Now Lord Sumption has issued a warning about the looming constitutional crisis over the possible prorogation of Parliament to facilitate a no-deal Brexit by our new Prime Minister. Writing in the Times today, he argues that such a suspension of the legislature by the executive will be unconstitutional, but may yet be lawful, and so beyond the reach of the courts.

If he is right, the courts would rule that judicial review, which Sir John Major and Gina Miller have threatened in order to block Boris Johnson, does not apply to prorogation. Lord Sumption was one of the Supreme Court justices who two years ago upheld Ms Millers case that stopped Theresa May from exiting the EU without authority from Parliament. This time, however, the question at issue is a constitutional convention rather than the law of the land. Such conventions are not, he argues, justiciable that is, they are rules but not legal rules and breach of them is not necessarily contrary to law.

What this means is that a Johnson administration could advise the Queen to prorogue Parliament in October in order to override the Commons majority against a no-deal Brexit.  As a constitutional monarch, the Queen plainly ought not to act inconsistently with either the law or the conventions of the constitution, and presumably she would not wish to. But in practice she is likely to follow the advice of her ministers”. This would inevitably drag her into the political conflict over Brexit and precipitate a constitutional crisis.

Lord Sumption has an ingenious proposal to head off this crisis. His solution is to set up a committee of independent Privy Counsellors to provide an alternative source of advice for the Queen. Their role would be to advise on the legal and conventional limits of the use that ministers can make of her constitutional powers. Such a committee would, he argues, need to include at least one senior judge to guarantee its authority and impartiality. Though he does not of course say so, the obvious choice to be its chairman is Lord Sumption himself.
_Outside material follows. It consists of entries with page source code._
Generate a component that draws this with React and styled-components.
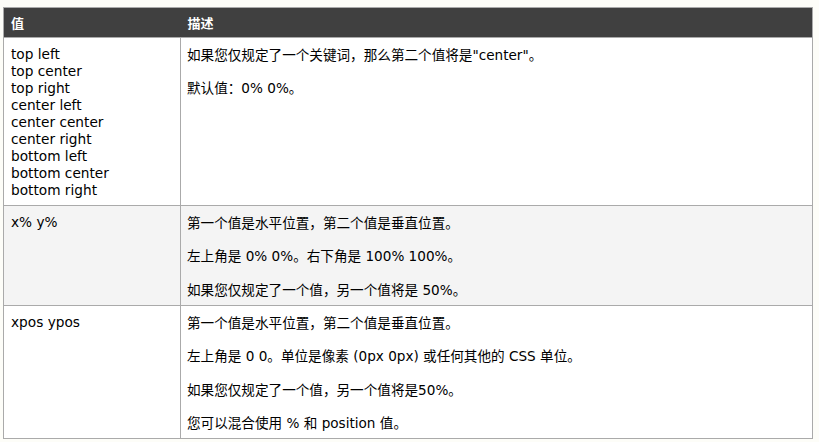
import React from "react";
import styled, { createGlobalStyle } from "styled-components";

const GlobalStyle = createGlobalStyle`
  body {
    margin: 0;
    background: #fdfdf8;
    font-family: "DejaVu Sans", Verdana, "Noto Sans CJK SC", sans-serif;
    color: #000;
  }
`;

const Page = styled.div`
  padding: 7px 6px 0 3px;
`;

const Table = styled.table`
  width: 810px;
  border-collapse: collapse;
  border: 1px solid #aaa;
  background: #fff;
`;

const HeadCell = styled.th`
  height: 29px;
  padding: 0 7px;
  background: #404040;
  color: #fff;
  font-size: 13px;
  font-weight: bold;
  text-align: left;
  font-family: "Noto Sans CJK SC", sans-serif;
`;

const Row = styled.tr`
  background: ${(p) => (p.$alt ? "#f4f4f4" : "#fff")};
`;

const ValueCell = styled.td`
  width: 162px;
  padding: 8px 7px 6px 7px;
  vertical-align: top;
  border: 1px solid #aaa;
  font-size: 13.7px;
  line-height: 17px;
`;

const DescCell = styled.td`
  padding: 8px 6px 6px 6px;
  vertical-align: top;
  border: 1px solid #aaa;
  font-size: 13.6px;
  line-height: 18px;
`;

const Para = styled.p`
  margin: 0 0 15.4px;
  &:last-child {
    margin-bottom: 0;
  }
`;

const rows = [
  {
    values: [
      "top left",
      "top center",
      "top right",
      "center left",
      "center center",
      "center right",
      "bottom left",
      "bottom center",
      "bottom right",
    ],
    desc: ["如果您仅规定了一个关键词，那么第二个值将是\"center\"。", "默认值：0% 0%。"],
  },
  {
    values: ["x% y%"],
    desc: [
      "第一个值是水平位置，第二个值是垂直位置。",
      "左上角是 0% 0%。右下角是 100% 100%。",
      "如果您仅规定了一个值，另一个值将是 50%。",
    ],
    alt: true,
  },
  {
    values: ["xpos ypos"],
    desc: [
      "第一个值是水平位置，第二个值是垂直位置。",
      "左上角是 0 0。单位是像素 (0px 0px) 或任何其他的 CSS 单位。",
      "如果您仅规定了一个值，另一个值将是50%。",
      "您可以混合使用 % 和 position 值。",
    ],
  },
];

export default function App() {
  return (
    <Page>
      <GlobalStyle />
      <Table>
        <thead>
          <tr>
            <HeadCell>值</HeadCell>
            <HeadCell>描述</HeadCell>
          </tr>
        </thead>
        <tbody>
          {rows.map((row, i) => (
            <Row key={i} $alt={row.alt}>
              <ValueCell>
                {row.values.map((v) => (
                  <div key={v}>{v}</div>
                ))}
              </ValueCell>
              <DescCell>
                {row.desc.map((d) => (
                  <Para key={d}>{d}</Para>
                ))}
              </DescCell>
            </Row>
          ))}
        </tbody>
      </Table>
    </Page>
  );
}
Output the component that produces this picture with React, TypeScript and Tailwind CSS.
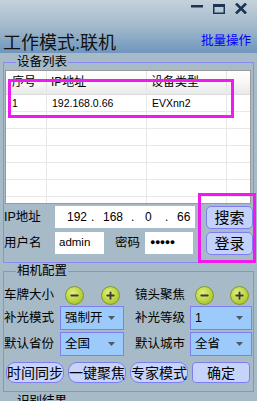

The Sumption proposal raises obvious questions, both procedural and political. Who would appoint such a committee? If it were Parliament, the Government might object and vice versa. Why, in the present circumstances, would a new Prime Minister choose to limit his room for manoeuvre in this way? The judiciary, the House of Lords, the universities and other likely bodies from which members of the committee might be drawn are overwhelmingly against Brexit in any form, let alone a no-deal Brexit. No Prime Minister, let alone this one, wants to risk being overruled by the great and the good.

Yet Lord Sumption is surely right that there is no other way to protect the public from ministerial abuse of the royal prerogative while shielding the monarch from personal involvement in politics. It is clearly in the public interest, therefore, that Boris should invite Lord Sumption and other constitutional experts to Downing Street to discuss how such a committee might be set up, how it would operate, and how to avoid a potential clash between the advice of ministers and to the Queen and that of the committee.

If these and other matters were resolved, the creation of such a committee would be a grand gesture by the incoming Government that should allay anxieties about a possible coup by the new Prime Minister. Boris needs to focus his attention on negotiating a new deal with the EU, not circumventing Parliament.

In practice, the committee would only meet very seldom. It would be understood that such advice could be sought at the discretion of the monarch, though the occasions for this would be rare. Its function, rather, would be to create another of the conventions that underpin our unwritten constitution, regulating the use and abuse of prerogative powers. In constitutional matters, as elsewhere, the threat is more powerful than the execution. This new convention should have a name. I suggest that it be known as the Sumption Convention.